◆ Data ◆

--------

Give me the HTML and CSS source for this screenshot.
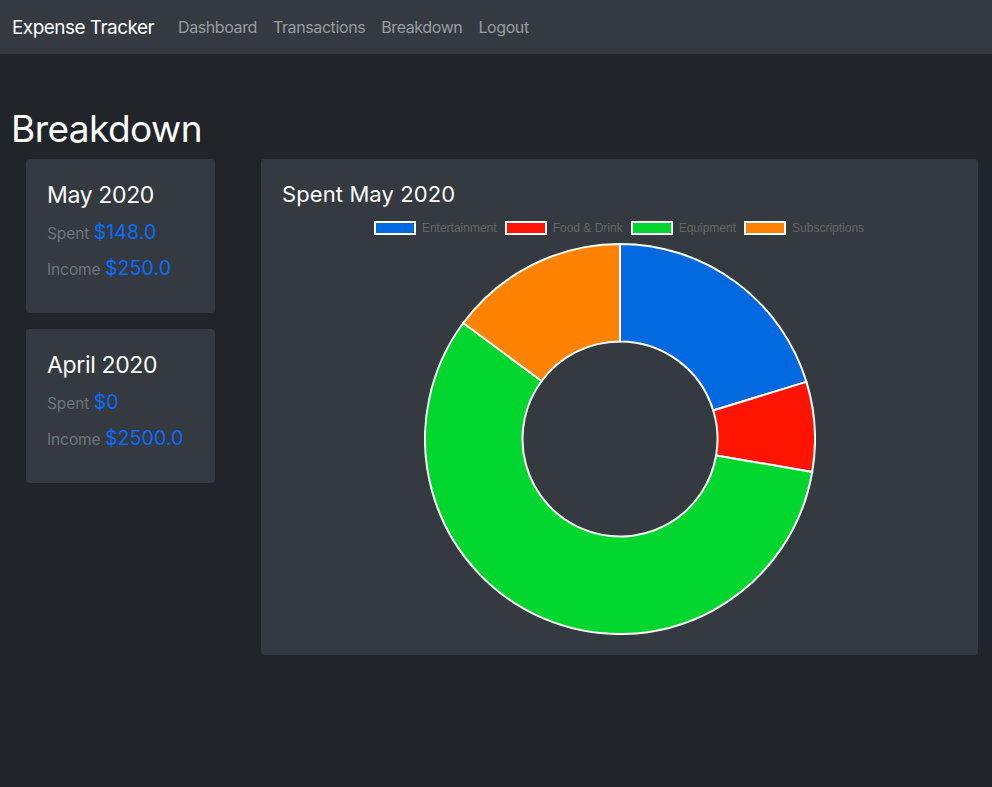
FILE: index.html
```html
<!DOCTYPE html>
<html lang="en">
<head>
<meta charset="utf-8">
<title>Expense Tracker - Breakdown</title>
<link rel="stylesheet" href="styles.css">
</head>
<body>
<nav class="navbar">
  <a class="brand" href="#">Expense Tracker</a>
  <ul class="nav">
    <li><a href="#">Dashboard</a></li>
    <li><a href="#">Transactions</a></li>
    <li><a href="#">Breakdown</a></li>
    <li><a href="#">Logout</a></li>
  </ul>
</nav>
<main class="page">
  <h1 class="page-title">Breakdown</h1>
  <div class="row">
    <div class="months">
      <div class="card month">
        <h4 class="month-title">May 2020</h4>
        <div class="stat"><span class="label">Spent</span> <span class="amount">$148.0</span></div>
        <div class="stat"><span class="label">Income</span> <span class="amount">$250.0</span></div>
      </div>
      <div class="card month">
        <h4 class="month-title">April 2020</h4>
        <div class="stat"><span class="label">Spent</span> <span class="amount">$0</span></div>
        <div class="stat"><span class="label">Income</span> <span class="amount">$2500.0</span></div>
      </div>
    </div>
    <div class="card chart-card">
      <h5 class="chart-title">Spent May 2020</h5>
      <ul class="legend">
        <li><span class="swatch sw-blue"></span>Entertainment</li>
        <li><span class="swatch sw-red"></span>Food &amp; Drink</li>
        <li><span class="swatch sw-green"></span>Equipment</li>
        <li><span class="swatch sw-orange"></span>Subscriptions</li>
      </ul>
      <svg class="donut" width="392" height="392" viewBox="-196 -196 392 392">
        <path class="seg-blue" d="M0,-195 A195,195 0 0 1 186.46,-57.12 L93.23,-28.56 A97.5,97.5 0 0 0 0,-97.5 Z"/>
        <path class="seg-red" d="M186.46,-57.12 A195,195 0 0 1 192.19,32.96 L96.10,16.48 A97.5,97.5 0 0 0 93.23,-28.56 Z"/>
        <path class="seg-green" d="M192.19,32.96 A195,195 0 1 1 -156.76,-115.97 L-78.38,-57.98 A97.5,97.5 0 1 0 96.10,16.48 Z"/>
        <path class="seg-orange" d="M-156.76,-115.97 A195,195 0 0 1 0,-195 L0,-97.5 A97.5,97.5 0 0 0 -78.38,-57.98 Z"/>
      </svg>
    </div>
  </div>
</main>
</body>
</html>
```
FILE: styles.css
```css
* { box-sizing: border-box; }
html, body { margin: 0; padding: 0; }
body {
  background: #212529;
  color: #fff;
  font-family: Inter, "Liberation Sans", sans-serif;
  font-size: 16px;
  min-height: 787px;
}
a { text-decoration: none; }

.navbar {
  height: 54px;
  background: #343a40;
  display: flex;
  align-items: center;
  padding: 0 12px;
}
.brand {
  color: #fff;
  font-size: 19px;
  letter-spacing: -0.55px;
  margin-right: 16px;
}
.nav {
  list-style: none;
  margin: 0;
  padding: 0;
  display: flex;
}
.nav a {
  display: block;
  padding: 0 8px;
  color: #9a9da0;
  font-size: 16px;
  letter-spacing: -0.4px;
}

.page { padding: 0 14px 0 11px; }
.page-title {
  margin: 0 0 4px;
  padding-top: 49px;
  font-size: 37px;
  font-weight: 400;
  letter-spacing: -0.55px;
  line-height: 52px;
}
.row {
  display: flex;
  align-items: flex-start;
}
.months {
  width: 189px;
  margin-left: 15px;
  display: flex;
  flex-direction: column;
  gap: 16px;
}
.card {
  background: #343a40;
  border-radius: 4px;
  padding: 20px;
}
.month { height: 154px; padding: 20px 21px; }
.month-title {
  margin: 0 0 3px;
  font-size: 23px;
  font-weight: 400;
  letter-spacing: -0.35px;
  line-height: 32px;
}
.stat {
  height: 36px;
  line-height: 36px;
  white-space: nowrap;
}
.label { color: #6c757d; font-size: 15.5px; letter-spacing: -0.1px; }
.amount { color: #0a6cff; font-size: 19.5px; letter-spacing: 0.1px; }

.chart-card {
  margin-left: 46px;
  flex: 1;
  display: flex;
  flex-direction: column;
  align-items: center;
}
.chart-title {
  align-self: stretch;
  margin: 3px 0 9px;
  font-size: 22px;
  font-weight: 400;
  letter-spacing: 0.1px;
  line-height: 25px;
  padding-left: 1px;
}
.legend {
  list-style: none;
  margin: 0 0 3px;
  padding: 0;
  height: 24px;
  display: flex;
  align-items: center;
  gap: 8px;
  font-family: "Liberation Sans", Arial, sans-serif;
  font-size: 12px;
  color: #666;
  margin-left: -1px;
}
.legend li { display: flex; align-items: center; }
.swatch {
  width: 42px;
  height: 14px;
  border: 2px solid #fff;
  margin-right: 6px;
}
.sw-blue { background: #0069df; }
.sw-red { background: #ff1400; }
.sw-green { background: #00d62d; }
.sw-orange { background: #ff8200; }

.donut { display: block; }
.donut path { stroke: #fff; stroke-width: 2; stroke-linejoin: round; }
.seg-blue { fill: #0069df; }
.seg-red { fill: #ff1400; }
.seg-green { fill: #00d62d; }
.seg-orange { fill: #ff8200; }
```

--------

◆ Given request ◆
Reproduce the whole listing word for word, setting aside any pictures.

◆ Result of the exercise ◆
Give me the HTML and CSS source for this screenshot.
FILE: index.html
```html
<!DOCTYPE html>
<html lang="en">
<head>
<meta charset="utf-8">
<title>Expense Tracker - Breakdown</title>
<link rel="stylesheet" href="styles.css">
</head>
<body>
<nav class="navbar">
  <a class="brand" href="#">Expense Tracker</a>
  <ul class="nav">
    <li><a href="#">Dashboard</a></li>
    <li><a href="#">Transactions</a></li>
    <li><a href="#">Breakdown</a></li>
    <li><a href="#">Logout</a></li>
  </ul>
</nav>
<main class="page">
  <h1 class="page-title">Breakdown</h1>
  <div class="row">
    <div class="months">
      <div class="card month">
        <h4 class="month-title">May 2020</h4>
        <div class="stat"><span class="label">Spent</span> <span class="amount">$148.0</span></div>
        <div class="stat"><span class="label">Income</span> <span class="amount">$250.0</span></div>
      </div>
      <div class="card month">
        <h4 class="month-title">April 2020</h4>
        <div class="stat"><span class="label">Spent</span> <span class="amount">$0</span></div>
        <div class="stat"><span class="label">Income</span> <span class="amount">$2500.0</span></div>
      </div>
    </div>
    <div class="card chart-card">
      <h5 class="chart-title">Spent May 2020</h5>
      <ul class="legend">
        <li><span class="swatch sw-blue"></span>Entertainment</li>
        <li><span class="swatch sw-red"></span>Food &amp; Drink</li>
        <li><span class="swatch sw-green"></span>Equipment</li>
        <li><span class="swatch sw-orange"></span>Subscriptions</li>
      </ul>
      <svg class="donut" width="392" height="392" viewBox="-196 -196 392 392">
        <path class="seg-blue" d="M0,-195 A195,195 0 0 1 186.46,-57.12 L93.23,-28.56 A97.5,97.5 0 0 0 0,-97.5 Z"/>
        <path class="seg-red" d="M186.46,-57.12 A195,195 0 0 1 192.19,32.96 L96.10,16.48 A97.5,97.5 0 0 0 93.23,-28.56 Z"/>
        <path class="seg-green" d="M192.19,32.96 A195,195 0 1 1 -156.76,-115.97 L-78.38,-57.98 A97.5,97.5 0 1 0 96.10,16.48 Z"/>
        <path class="seg-orange" d="M-156.76,-115.97 A195,195 0 0 1 0,-195 L0,-97.5 A97.5,97.5 0 0 0 -78.38,-57.98 Z"/>
      </svg>
    </div>
  </div>
</main>
</body>
</html>
```
FILE: styles.css
```css
* { box-sizing: border-box; }
html, body { margin: 0; padding: 0; }
body {
  background: #212529;
  color: #fff;
  font-family: Inter, "Liberation Sans", sans-serif;
  font-size: 16px;
  min-height: 787px;
}
a { text-decoration: none; }

.navbar {
  height: 54px;
  background: #343a40;
  display: flex;
  align-items: center;
  padding: 0 12px;
}
.brand {
  color: #fff;
  font-size: 19px;
  letter-spacing: -0.55px;
  margin-right: 16px;
}
.nav {
  list-style: none;
  margin: 0;
  padding: 0;
  display: flex;
}
.nav a {
  display: block;
  padding: 0 8px;
  color: #9a9da0;
  font-size: 16px;
  letter-spacing: -0.4px;
}

.page { padding: 0 14px 0 11px; }
.page-title {
  margin: 0 0 4px;
  padding-top: 49px;
  font-size: 37px;
  font-weight: 400;
  letter-spacing: -0.55px;
  line-height: 52px;
}
.row {
  display: flex;
  align-items: flex-start;
}
.months {
  width: 189px;
  margin-left: 15px;
  display: flex;
  flex-direction: column;
  gap: 16px;
}
.card {
  background: #343a40;
  border-radius: 4px;
  padding: 20px;
}
.month { height: 154px; padding: 20px 21px; }
.month-title {
  margin: 0 0 3px;
  font-size: 23px;
  font-weight: 400;
  letter-spacing: -0.35px;
  line-height: 32px;
}
.stat {
  height: 36px;
  line-height: 36px;
  white-space: nowrap;
}
.label { color: #6c757d; font-size: 15.5px; letter-spacing: -0.1px; }
.amount { color: #0a6cff; font-size: 19.5px; letter-spacing: 0.1px; }

.chart-card {
  margin-left: 46px;
  flex: 1;
  display: flex;
  flex-direction: column;
  align-items: center;
}
.chart-title {
  align-self: stretch;
  margin: 3px 0 9px;
  font-size: 22px;
  font-weight: 400;
  letter-spacing: 0.1px;
  line-height: 25px;
  padding-left: 1px;
}
.legend {
  list-style: none;
  margin: 0 0 3px;
  padding: 0;
  height: 24px;
  display: flex;
  align-items: center;
  gap: 8px;
  font-family: "Liberation Sans", Arial, sans-serif;
  font-size: 12px;
  color: #666;
  margin-left: -1px;
}
.legend li { display: flex; align-items: center; }
.swatch {
  width: 42px;
  height: 14px;
  border: 2px solid #fff;
  margin-right: 6px;
}
.sw-blue { background: #0069df; }
.sw-red { background: #ff1400; }
.sw-green { background: #00d62d; }
.sw-orange { background: #ff8200; }

.donut { display: block; }
.donut path { stroke: #fff; stroke-width: 2; stroke-linejoin: round; }
.seg-blue { fill: #0069df; }
.seg-red { fill: #ff1400; }
.seg-green { fill: #00d62d; }
.seg-orange { fill: #ff8200; }
```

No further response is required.